Peaceful, the World Lays Me Down is the debut album by the English band Noah and the Whale. It was released on 11 August 2008 in the United Kingdom, and on 16 September 2008 in the United States. The band has since become very popular, especially in the U.K., in spite of the record receiving mixed or average reviews. An online campaign for the release of the album onto vinyl was set up in 2014.

Singles 
The first single was "5 Years Time," which was released in 2007.
The second single was "2 Bodies 1 Heart," which was released in 2008 but not included on the album.
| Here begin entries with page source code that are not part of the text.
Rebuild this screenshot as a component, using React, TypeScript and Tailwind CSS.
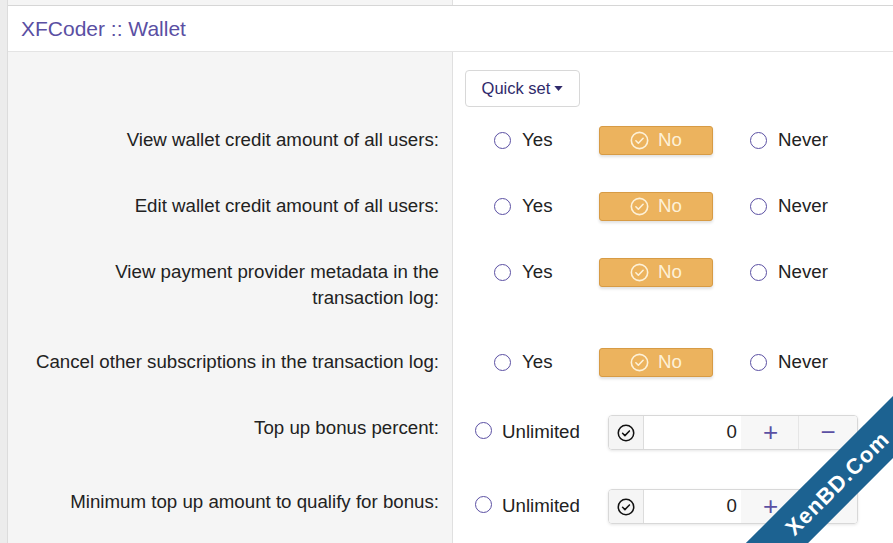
import type { ReactNode } from "react";

const font = { fontFamily: '"Liberation Sans", Arial, sans-serif' };

function Radio() {
  return (
    <span className="inline-block h-[17px] w-[17px] shrink-0 rounded-full border-[1.5px] border-[#5b50a3] bg-white" />
  );
}

function CircleCheck({ className }: { className?: string }) {
  return (
    <svg viewBox="0 0 20 20" className={className} fill="none" stroke="currentColor" strokeWidth="1.7">
      <circle cx="10" cy="10" r="8.6" />
      <path d="M6.2 10.3l2.6 2.6 5-5.2" strokeLinecap="round" strokeLinejoin="round" />
    </svg>
  );
}

function Row({ label, height, children }: { label: ReactNode; height: string; children: ReactNode }) {
  return (
    <div className={`flex ${height}`}>
      <div className="w-[445px] shrink-0 border-r border-[#e0e0e0] bg-[#f5f5f5] pr-[13px] pt-[12px] text-right text-[18.7px] leading-[26px] text-[#222]">
        {label}
      </div>
      <div className="flex-1 bg-white">{children}</div>
    </div>
  );
}

function YesNoNever() {
  return (
    <div className="flex items-center pl-[41px] pt-[11px] text-[18.7px] text-[#222]">
      <label className="flex w-[105px] items-center gap-[11px]">
        <Radio />
        <span>Yes</span>
      </label>
      <div className="flex h-[29px] w-[114px] items-center justify-center gap-[9px] rounded-[3px] border border-[#d79b45] bg-[#ecb35e] text-[#fdf1d8] shadow-[0_2px_3px_rgba(0,0,0,0.12)]">
        <CircleCheck className="h-[19px] w-[19px]" />
        <span>No</span>
      </div>
      <label className="ml-[37px] flex items-center gap-[11px]">
        <Radio />
        <span>Never</span>
      </label>
    </div>
  );
}

function Unlimited() {
  return (
    <div className="flex items-start pl-[22px] pt-[12px] text-[18.7px] text-[#222]">
      <label className="flex w-[133px] items-start gap-[10px]">
        <span className="mt-[4px]">
          <Radio />
        </span>
        <span className="mt-[3px]">Unlimited</span>
      </label>
      <div className="flex h-[35px] w-[250px] overflow-hidden rounded-[4px] border border-[#d8d8d8] shadow-[0_1px_3px_rgba(0,0,0,0.1)]">
        <div className="flex w-[35px] items-center justify-center border-r border-[#dcdcdc] bg-[#f5f5f5] text-[#111]">
          <CircleCheck className="h-[18px] w-[18px]" />
        </div>
        <div className="flex w-[97px] items-center justify-end bg-white pr-[4px] text-[#222]">0</div>
        <div className="flex w-[58px] items-center justify-center border-r border-[#e6e6e6] bg-[#f7f7f7] pl-[2px] text-[26px] text-[#5b50a3]">
          +
        </div>
        <div className="flex flex-1 items-center justify-center bg-[#f7f7f7] text-[26px] text-[#5b50a3]">
          −
        </div>
      </div>
    </div>
  );
}

export default function App() {
  return (
    <div className="relative flex h-[543px] overflow-hidden bg-white" style={font}>
      <div className="w-[8px] shrink-0 border-r border-[#dcdcdc] bg-[#ececec]" />
      <div className="flex flex-1 flex-col">
        <div className="flex h-[6px] border-b border-[#d6d6d6]">
          <div className="w-[445px] border-r border-[#e0e0e0] bg-[#f5f5f5]" />
          <div className="flex-1 bg-white" />
        </div>
        <div className="flex h-[46px] items-center border-b border-[#e4e4e4] bg-white pl-[13px] text-[21px] text-[#5a4fa3]">
          XFCoder :: Wallet
        </div>
        <Row label="" height="h-[63px]">
          <div className="pl-[12px] pt-[18px]">
            <button className="flex h-[37px] w-[115px] items-center justify-center gap-[4px] rounded-[4px] border border-[#d8d8d8] bg-white text-[16.5px] text-[#2f2a6b]">
              Quick set
              <svg viewBox="0 0 10 6" className="h-[5px] w-[9px]" fill="currentColor">
                <path d="M0 0h10L5 6z" />
              </svg>
            </button>
          </div>
        </Row>
        <Row label="View wallet credit amount of all users:" height="h-[66px]">
          <YesNoNever />
        </Row>
        <Row label="Edit wallet credit amount of all users:" height="h-[66px]">
          <YesNoNever />
        </Row>
        <Row
          label={
            <>
              View payment provider metadata in the
              <br />
              transaction log:
            </>
          }
          height="h-[90px]"
        >
          <YesNoNever />
        </Row>
        <Row label="Cancel other subscriptions in the transaction log:" height="h-[66px]">
          <YesNoNever />
        </Row>
        <Row label="Top up bonus percent:" height="h-[74px]">
          <Unlimited />
        </Row>
        <Row label="Minimum top up amount to qualify for bonus:" height="flex-1">
          <Unlimited />
        </Row>
      </div>
      <div className="absolute left-[687px] top-[461px] flex h-[44px] w-[300px] -rotate-45 items-center justify-center bg-[#1c6291] text-[22px] font-bold tracking-[1px] text-white">
        XenBD.Com
      </div>
    </div>
  );
}
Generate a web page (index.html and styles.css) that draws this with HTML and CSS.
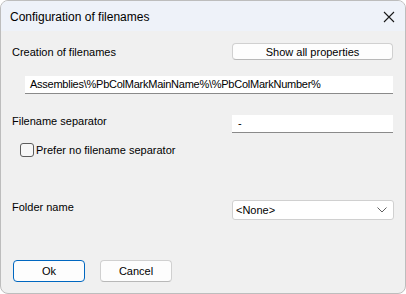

However, the video was released on the deluxe edition of the album.
The third single was "Shape of My Heart," which was released on 5 May 2008. It was their first single to chart, reaching 94 in the UK and spending 1 week on the chart.
The fourth single was the re-release of their debut single "5 Years Time." After the re-release on 4 August 2008, the song debuted at number 24 in the UK. It has, so far, achieved a peak position of 7 and has spent 15 weeks on the chart. In Ireland it debuted at number 47 and has, so far, achieved a peak position of 10 during its 6 weeks on the chart. "5 Years Time" is their highest charted song so far.
The fifth single was a re-release of their third single "Shape of My Heart". It was released on 20 October 2008.

Track listing 
All songs written by Charlie Fink.

Standard Edition
 "2 Atoms in a Molecule" – 2:05
 "Jocasta" – 2:49
 "Shape of My Heart" – 2:54
 "Do What You Do" – 4:17
 "Give a Little Love" – 4:15
 "Second Lover" – 4:04
 "5 Years Time" – 3:35
 "Rocks and Daggers" – 4:33
 "Peaceful, the World Lays Me Down" – 6:15
 "Mary" – 3:28
 "Hold My Hand as I'm Lowered" – 3:46

Deluxe Edition
This is the track listing of the deluxe edition (According to iTunes) :

All 11 tracks of standard edition +
"Shape of My Heart" (Music Video)
"2 Bodies 1 Heart" (Music Video)
"5 Years Time" (Music Video)

Chart performance 
In the UK it debuted at 5, which is its current peak position. It then dropped 2 places to 7 the following week, then another 8 places to 15 the following week, and 3 places to 18 the week after.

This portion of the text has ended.